Rows from a dataset of pages and code
■ ■ ■

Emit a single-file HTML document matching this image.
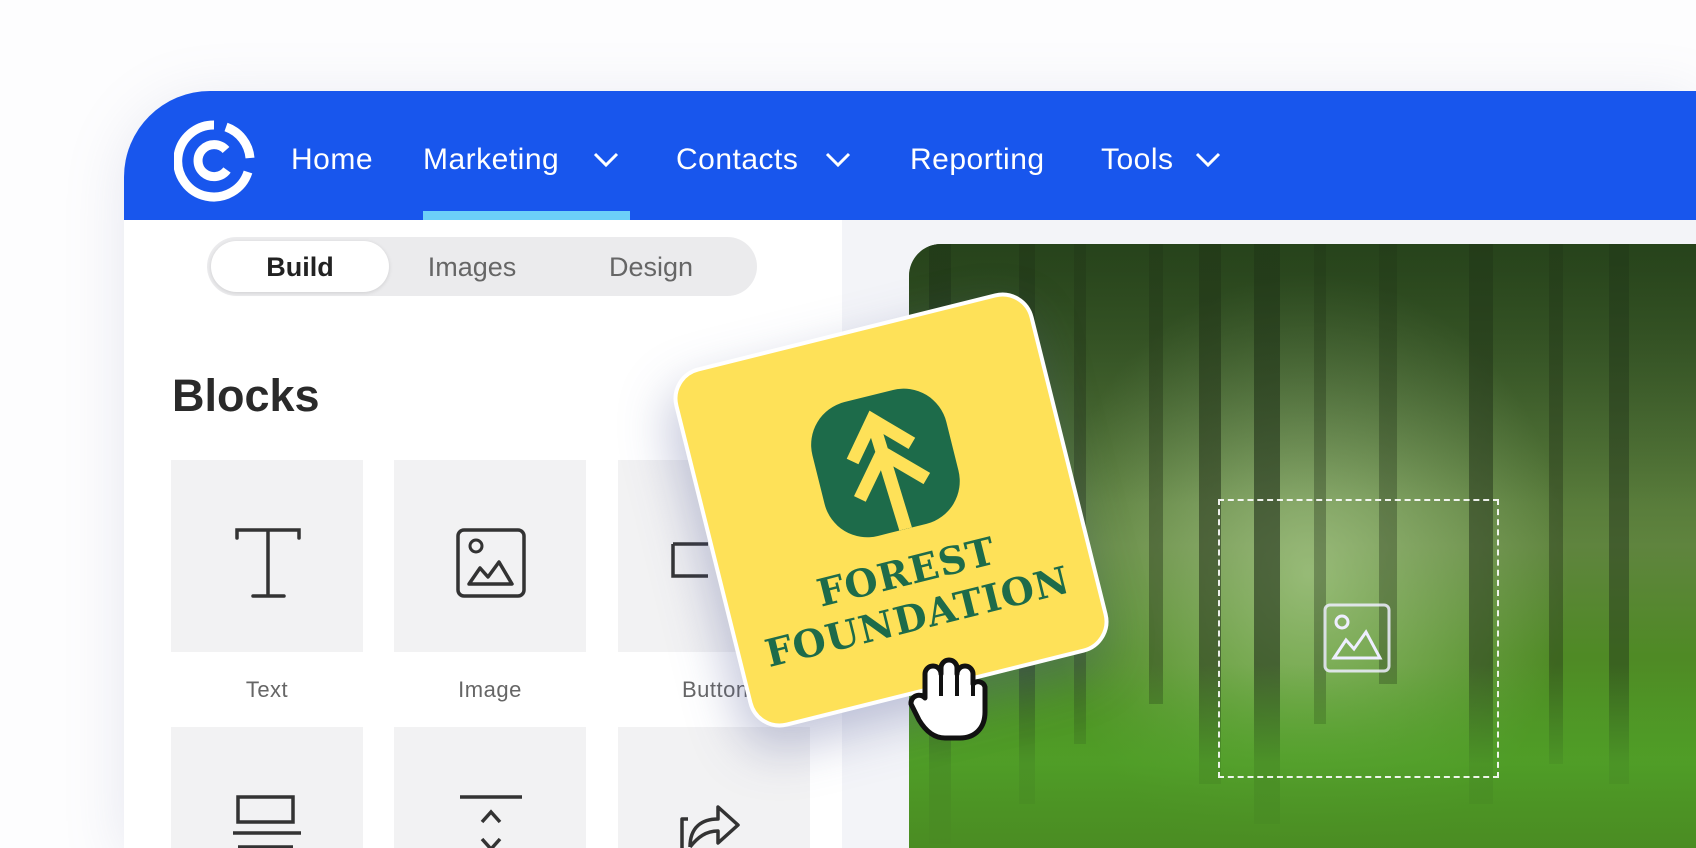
<!DOCTYPE html>
<html style="width:1696px;height:848px;overflow:hidden"><head><meta charset="utf-8"><style>
*{margin:0;padding:0;box-sizing:border-box}
body{width:1696px;height:848px;overflow:hidden;background:#fdfdfe;font-family:"Liberation Sans",sans-serif;position:relative}
.abs{position:absolute}
#frame{left:124px;top:91px;width:1572px;height:757px;border-top-left-radius:86px;overflow:hidden;background:#f3f4f8;box-shadow:0 10px 60px rgba(120,130,170,.18)}
#nav{left:0;top:0;width:100%;height:129px;background:#1856ed}
.nl{position:absolute;top:52px;color:#fff;font-size:30px;letter-spacing:.5px}
.chev{position:absolute;top:60px}
#side{left:0;top:129px;width:718px;height:628px;background:#fff;overflow:hidden}
#seg{left:83px;top:17px;width:550px;height:59px;border-radius:30px;background:#ebebed}
#pill{left:4px;top:4px;width:178px;height:51px;border-radius:26px;background:#fff;box-shadow:0 1px 4px rgba(0,0,0,.12)}
.st{position:absolute;top:15px;font-size:27px;color:#666;width:160px;text-align:center}
.tile{position:absolute;width:192px;height:192px;background:#f2f2f3}
.lab{position:absolute;top:457px;width:192px;text-align:center;font-size:22px;color:#666;letter-spacing:.5px}
#img{left:785px;top:153px;width:787px;height:604px;border-top-left-radius:32px;overflow:hidden;
background:radial-gradient(ellipse 260px 300px at 400px 330px,rgba(200,230,170,.55),rgba(0,0,0,0)),
linear-gradient(180deg,#2f4a22 0%,#4d6e35 30%,#5f843e 50%,#4f8a25 68%,#4e9323 85%,#3f7a1a 100%)}
.tr{position:absolute;top:0;background:#22301a}
</style></head><body>
<div id="frame" class="abs">
 <div id="nav" class="abs">
  <svg class="abs" style="left:50px;top:29px" width="82" height="82" viewBox="0 0 82 82">
   <path d="M52 7 A36 36 0 0 1 76 38" stroke="#fff" stroke-width="9" fill="none"/>
   <path d="M74 52 A36 36 0 1 1 40 5" stroke="#fff" stroke-width="9" fill="none"/>
   <path d="M52 30 A16 16 0 1 0 53 50" stroke="#fff" stroke-width="9" fill="none"/>
  </svg>
  <div class="nl" style="left:167px">Home</div>
  <div class="nl" style="left:299px">Marketing</div>
  <svg class="chev" style="left:468px" width="28" height="18"><path d="M3 3 L14 14 L25 3" stroke="#fff" stroke-width="3" fill="none"/></svg>
  <div class="nl" style="left:552px">Contacts</div>
  <svg class="chev" style="left:700px" width="28" height="18"><path d="M3 3 L14 14 L25 3" stroke="#fff" stroke-width="3" fill="none"/></svg>
  <div class="nl" style="left:786px">Reporting</div>
  <div class="nl" style="left:977px">Tools</div>
  <svg class="chev" style="left:1070px" width="28" height="18"><path d="M3 3 L14 14 L25 3" stroke="#fff" stroke-width="3" fill="none"/></svg>
  <div class="abs" style="left:299px;top:120px;width:207px;height:9px;background:#6ccff8"></div>
 </div>
 <div id="side" class="abs">
  <div id="seg" class="abs"><div id="pill" class="abs"></div>
   <div class="st" style="left:13px;color:#222;font-weight:bold">Build</div>
   <div class="st" style="left:185px">Images</div>
   <div class="st" style="left:364px">Design</div>
  </div>
  <div class="abs" style="left:48px;top:150px;font-size:45px;font-weight:bold;color:#2a2a2a">Blocks</div>
  <div class="tile" style="left:47px;top:240px"><svg width="192" height="192"><path d="M66 78 V70 H128 V78 M97 70 V136 M82 136 H113" stroke="#333" stroke-width="3.5" fill="none" stroke-linecap="round"/></svg></div>
  <div class="tile" style="left:270px;top:240px"><svg width="192" height="192"><rect x="64" y="70" width="66" height="66" rx="6" stroke="#333" stroke-width="3.5" fill="none"/><circle cx="82" cy="86" r="6" stroke="#333" stroke-width="3" fill="none"/><path d="M75 124 L86 108 L94 117 L105 102 L118 124 Z" stroke="#333" stroke-width="3.5" fill="none" stroke-linejoin="round"/></svg></div>
  <div class="tile" style="left:494px;top:240px"><svg width="192" height="192"><path d="M55 84 V116 H90 M55 84 H90" stroke="#333" stroke-width="3.5" fill="none"/></svg></div>
  <div class="lab" style="left:47px">Text</div>
  <div class="lab" style="left:270px">Image</div>
  <div class="lab" style="left:494px;text-align:left;padding-left:64px">Button</div>
  <div class="tile" style="left:47px;top:507px"><svg width="192" height="192"><rect x="67" y="70" width="55" height="25" stroke="#333" stroke-width="3.5" fill="none"/><path d="M62 106 H130 M67 120 H122" stroke="#333" stroke-width="3.5"/></svg></div>
  <div class="tile" style="left:270px;top:507px"><svg width="192" height="192"><path d="M66 70 H128 M88 95 L97 85 L106 95 M88 112 L97 122 L106 112" stroke="#333" stroke-width="3.5" fill="none"/></svg></div>
  <div class="tile" style="left:494px;top:507px"><svg width="192" height="192"><path d="M70 92 H64 V130 M72 120 C72 100 84 92 100 92 V80 L120 98 L100 116 V104 C88 104 80 110 72 120" stroke="#333" stroke-width="3.5" fill="none" stroke-linejoin="round"/></svg></div>
 </div>
 <div id="img" class="abs">
  <div class="tr" style="left:20px;width:22px;height:600px;opacity:.6"></div>
  <div class="tr" style="left:110px;width:16px;height:560px;opacity:.5"></div>
  <div class="tr" style="left:165px;width:12px;height:500px;opacity:.4"></div>
  <div class="tr" style="left:240px;width:14px;height:460px;opacity:.4"></div>
  <div class="tr" style="left:290px;width:22px;height:540px;opacity:.55"></div>
  <div class="tr" style="left:345px;width:26px;height:580px;opacity:.6"></div>
  <div class="tr" style="left:405px;width:12px;height:480px;opacity:.35"></div>
  <div class="tr" style="left:470px;width:18px;height:440px;opacity:.35"></div>
  <div class="tr" style="left:560px;width:24px;height:560px;opacity:.5"></div>
  <div class="tr" style="left:640px;width:14px;height:520px;opacity:.4"></div>
  <div class="tr" style="left:700px;width:20px;height:540px;opacity:.45"></div>
  <div class="abs" style="left:0;top:0;width:787px;height:260px;background:linear-gradient(180deg,rgba(30,60,20,.5),rgba(60,100,40,0))"></div>
  <div class="abs" style="left:0;top:420px;width:787px;height:200px;background:linear-gradient(180deg,rgba(80,150,40,0),rgba(80,160,40,.8) 50%,#4a8a22)"></div>
  <div class="abs" style="left:309px;top:255px;width:281px;height:279px;border:2px dashed rgba(255,255,255,.9)"></div>
  <svg class="abs" style="left:413px;top:358px" width="70" height="72"><rect x="3" y="3" width="64" height="66" rx="5" stroke="#eef" stroke-width="3" fill="none" opacity=".85"/><circle cx="20" cy="20" r="6" stroke="#eef" stroke-width="3" fill="none"/><path d="M12 56 L24 38 L32 47 L44 30 L58 56 Z" stroke="#eef" stroke-width="3" fill="none"/></svg>
 </div>
</div>
<div class="abs" style="left:706px;top:325px;width:370px;height:370px;border-radius:32px;background:#fee158;border:4px solid #fff;transform:rotate(-14deg);box-shadow:-10px 20px 50px rgba(80,90,150,.35)">
 <div class="abs" style="left:118px;top:65px;width:138px;height:138px;border-radius:44px;background:#1d6b4a;overflow:hidden">
  <svg width="138" height="138"><g transform="rotate(-3 69 69)"><path d="M69 22 L69 140 M38 58 L69 24 L100 58 M34 96 L69 58 L104 96" stroke="#fee158" stroke-width="13" fill="none" stroke-linejoin="miter"/></g></svg>
 </div>
 <div class="abs" style="left:0;top:222px;width:362px;text-align:center;font-family:'DejaVu Serif',serif;font-weight:bold;font-size:38px;color:#1d6b4a;line-height:46px;letter-spacing:1px">FOREST<br>FOUNDATION</div>
</div>
<svg class="abs" style="left:905px;top:654px" width="85" height="88" viewBox="0 0 85 88"><path d="M20 34 V20 a8 8 0 0 1 16 0 V14 a8 8 0 0 1 16 0 V20 a8 8 0 0 1 16 0 V30 a7 7 0 0 1 12 3 V58 C80 74 70 84 55 84 H40 C28 84 20 76 14 66 L6 50 a8 8 0 0 1 14 -6 Z" fill="#fff" stroke="#111" stroke-width="5" stroke-linejoin="round"/><path d="M36 20 V42 M52 18 V42 M68 28 V42" stroke="#111" stroke-width="4"/></svg>
</body></html>
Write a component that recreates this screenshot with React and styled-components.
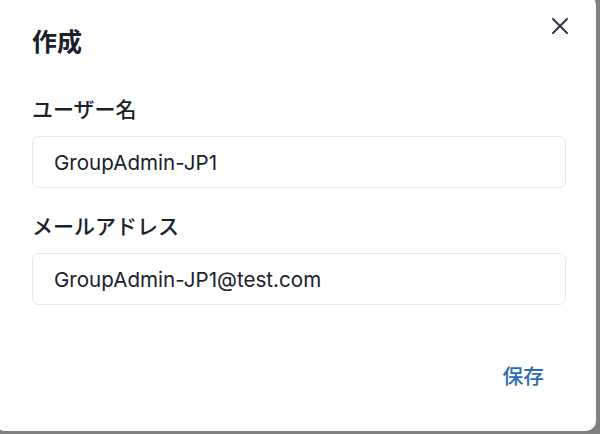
import React from 'react';
import styled, { createGlobalStyle } from 'styled-components';

const GlobalStyle = createGlobalStyle`
  html, body {
    margin: 0;
    padding: 0;
    background: #808080;
    overflow: hidden;
  }
  body {
    font-family: "Inter", "Noto Sans CJK JP", sans-serif;
    color: #1a202c;
  }
`;

const Modal = styled.section`
  position: relative;
  box-sizing: border-box;
  width: 601px;
  height: 436px;
  margin: -5px 0 0 -5px;
  padding: 31px 30px 0 37px;
  background: #ffffff;
  border-radius: 10px;
  display: flex;
  flex-direction: column;
`;

const Title = styled.h2`
  margin: 0;
  font-size: 25px;
  line-height: 32px;
  font-weight: 600;
`;

const CloseButton = styled.button`
  position: absolute;
  top: 16px;
  right: 21px;
  width: 30px;
  height: 30px;
  padding: 0;
  border: none;
  background: transparent;
  display: flex;
  align-items: center;
  justify-content: center;
  color: #2d3748;
  cursor: pointer;
`;

const Body = styled.div`
  display: flex;
  flex-direction: column;
  gap: 25px;
  margin-top: 38px;
`;

const Field = styled.div`
  display: flex;
  flex-direction: column;
  gap: 12px;
`;

const Label = styled.label`
  font-size: 21px;
  line-height: 28px;
  font-weight: 500;
`;

const Input = styled.input`
  box-sizing: border-box;
  width: 100%;
  height: 52px;
  padding: 0 21px;
  border: 1px solid #e2e8f0;
  border-radius: 7px;
  font-family: inherit;
  font-size: 20.6px;
  color: #1a202c;
  background: #ffffff;
  outline: none;
`;

const Footer = styled.div`
  display: flex;
  justify-content: flex-end;
  margin-top: 44px;
`;

const SaveButton = styled.button`
  height: 52px;
  padding: 0 22px 0 21px;
  border: none;
  background: transparent;
  font-family: inherit;
  font-size: 20.8px;
  font-weight: 500;
  color: #2b6cb0;
  border-radius: 7px;
  cursor: pointer;
`;

const CloseIcon = () => (
  <svg width="16" height="16" viewBox="0 0 16 16" fill="none">
    <path d="M1 1L15 15M15 1L1 15" stroke="currentColor" strokeWidth="2" strokeLinecap="round" />
  </svg>
);

const App = () => {
  return (
    <>
      <GlobalStyle />
      <Modal>
        <Title>作成</Title>
        <CloseButton aria-label="閉じる">
          <CloseIcon />
        </CloseButton>
        <Body>
          <Field>
            <Label>ユーザー名</Label>
            <Input defaultValue="GroupAdmin-JP1" />
          </Field>
          <Field>
            <Label>メールアドレス</Label>
            <Input defaultValue="GroupAdmin-JP1@test.com" />
          </Field>
        </Body>
        <Footer>
          <SaveButton>保存</SaveButton>
        </Footer>
      </Modal>
    </>
  );
};

export default App;
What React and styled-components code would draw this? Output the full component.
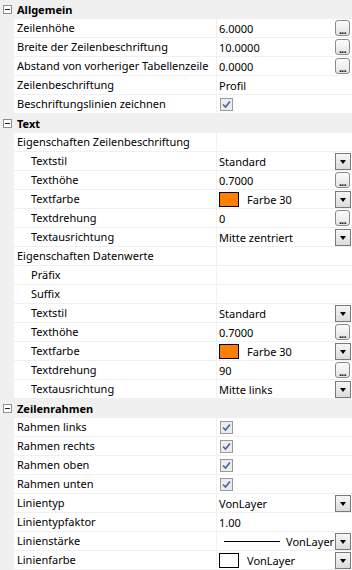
import React from 'react'
import styled, { createGlobalStyle } from 'styled-components'

const Global = createGlobalStyle`
  html, body { margin: 0; padding: 0; background: #f0f0f0; }
  body { font-family: "Noto Sans", "DejaVu Sans", sans-serif; font-size: 11px; color: #000; }
`

const Grid = styled.div`
  width: 352px;
  height: 570px;
  overflow: hidden;
  background: #f0f0f0;
`

const Row = styled.div`
  display: grid;
  grid-template-columns: 14px 203px 1fr;
  height: 19px;
  box-sizing: border-box;
  border-bottom: 1px solid #f0f0f0;
`

const Header = styled.div`
  display: flex;
  align-items: center;
  height: 19px;
  background: #f0f0f0;
  font-weight: bold;
`

const Toggle = styled.span`
  width: 9px;
  height: 9px;
  margin: 0 5px 0 3px;
  box-sizing: border-box;
  border: 1px solid #8f8f8f;
  background: #fff;
  display: flex;
  align-items: center;
  justify-content: center;
  &::after {
    content: '';
    width: 5px;
    height: 1px;
    background: #222;
  }
`

const Label = styled.div`
  background: #fff;
  border-right: 1px solid #f0f0f0;
  padding-left: ${p => (p.$indent ? 17 : 3)}px;
  line-height: 18px;
  white-space: nowrap;
  overflow: hidden;
`

const Value = styled.div`
  background: #fff;
  display: flex;
  align-items: center;
  padding-left: 2px;
  white-space: nowrap;
  overflow: hidden;
`

const ValueText = styled.span`
  flex: 1;
  padding-left: ${p => p.$pad || 0}px;
`

const Swatch = styled.span`
  width: 20px;
  height: 15px;
  box-sizing: border-box;
  border: 1px solid #000;
  background: ${p => p.$color};
  flex: none;
`

const DotsBtn = styled.span`
  width: 15px;
  height: 16px;
  margin-right: 2px;
  box-sizing: border-box;
  border: 1px solid #8a8a8a;
  border-radius: 3px;
  background: linear-gradient(#fcfcfc, #e4e4e4);
  display: flex;
  align-items: flex-end;
  justify-content: center;
  font-size: 10px;
  font-weight: bold;
  line-height: 9px;
  letter-spacing: -0.5px;
  flex: none;
`

const DropBtn = styled.span`
  width: 16px;
  height: 17px;
  margin-right: 1px;
  box-sizing: border-box;
  border: 1px solid #7a7a7a;
  background: linear-gradient(#f6f6f6, #dcdcdc);
  display: flex;
  align-items: center;
  justify-content: center;
  flex: none;
  &::after {
    content: '';
    margin-top: 1px;
    border-left: 3.5px solid transparent;
    border-right: 3.5px solid transparent;
    border-top: 4px solid #000;
  }
`

const Check = styled.span`
  width: 13px;
  height: 13px;
  margin-left: 1px;
  box-sizing: border-box;
  border: 1px solid #9a9a9a;
  background: #ececec;
  display: flex;
  align-items: center;
  justify-content: center;
`

const LineSample = styled.span`
  width: 56px;
  height: 1px;
  background: #000;
  margin: 0 6px 0 5px;
  flex: none;
`

const CheckMark = () => (
  <Check>
    <svg width="9" height="9" viewBox="0 0 9 9">
      <path d="M1 4.5 L3.5 7 L8 1.5" fill="none" stroke="#4a5fa8" strokeWidth="1.6" />
    </svg>
  </Check>
)

const renderValue = r => {
  switch (r.kind) {
    case 'dots':
      return <><ValueText>{r.value}</ValueText><DotsBtn>...</DotsBtn></>
    case 'drop':
      return <><ValueText>{r.value}</ValueText><DropBtn /></>
    case 'color':
      return <><Swatch $color={r.color} /><ValueText $pad={8}>{r.value}</ValueText><DropBtn /></>
    case 'check':
      return <CheckMark />
    case 'line':
      return <><LineSample /><ValueText>{r.value}</ValueText><DropBtn /></>
    default:
      return <ValueText>{r.value}</ValueText>
  }
}

const sections = [
  {
    title: 'Allgemein',
    rows: [
      { label: 'Zeilenhöhe', value: '6.0000', kind: 'dots' },
      { label: 'Breite der Zeilenbeschriftung', value: '10.0000', kind: 'dots' },
      { label: 'Abstand von vorheriger Tabellenzeile', value: '0.0000', kind: 'dots' },
      { label: 'Zeilenbeschriftung', value: 'Profil' },
      { label: 'Beschriftungslinien zeichnen', kind: 'check' },
    ],
  },
  {
    title: 'Text',
    rows: [
      { label: 'Eigenschaften Zeilenbeschriftung' },
      { label: 'Textstil', value: 'Standard', kind: 'drop', indent: true },
      { label: 'Texthöhe', value: '0.7000', kind: 'dots', indent: true },
      { label: 'Textfarbe', value: 'Farbe 30', kind: 'color', color: '#ff8000', indent: true },
      { label: 'Textdrehung', value: '0', kind: 'dots', indent: true },
      { label: 'Textausrichtung', value: 'Mitte zentriert', kind: 'drop', indent: true },
      { label: 'Eigenschaften Datenwerte' },
      { label: 'Präfix', indent: true },
      { label: 'Suffix', indent: true },
      { label: 'Textstil', value: 'Standard', kind: 'drop', indent: true },
      { label: 'Texthöhe', value: '0.7000', kind: 'dots', indent: true },
      { label: 'Textfarbe', value: 'Farbe 30', kind: 'color', color: '#ff8000', indent: true },
      { label: 'Textdrehung', value: '90', kind: 'dots', indent: true },
      { label: 'Textausrichtung', value: 'Mitte links', kind: 'drop', indent: true },
    ],
  },
  {
    title: 'Zeilenrahmen',
    rows: [
      { label: 'Rahmen links', kind: 'check' },
      { label: 'Rahmen rechts', kind: 'check' },
      { label: 'Rahmen oben', kind: 'check' },
      { label: 'Rahmen unten', kind: 'check' },
      { label: 'Linientyp', value: 'VonLayer', kind: 'drop' },
      { label: 'Linientypfaktor', value: '1.00' },
      { label: 'Linienstärke', value: 'VonLayer', kind: 'line' },
      { label: 'Linienfarbe', value: 'VonLayer', kind: 'color', color: '#fff' },
    ],
  },
]

export default function App() {
  return (
    <>
      <Global />
      <Grid>
        {sections.map(s => (
          <React.Fragment key={s.title}>
            <Header><Toggle />{s.title}</Header>
            {s.rows.map((r, i) => (
              <Row key={i}>
                <span />
                <Label $indent={r.indent}>{r.label}</Label>
                <Value>{renderValue(r)}</Value>
              </Row>
            ))}
          </React.Fragment>
        ))}
      </Grid>
    </>
  )
}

■ ■ ■

▶ _AIM_
Scan the material above for the word "components". Copy each line where it occurs.

▶ _THE OUTPUT_
Write a component that recreates this screenshot with React and styled-components.
import styled, { createGlobalStyle } from 'styled-components';
What React and styled-components code would draw this? Output the full component.
import styled, { createGlobalStyle } from 'styled-components'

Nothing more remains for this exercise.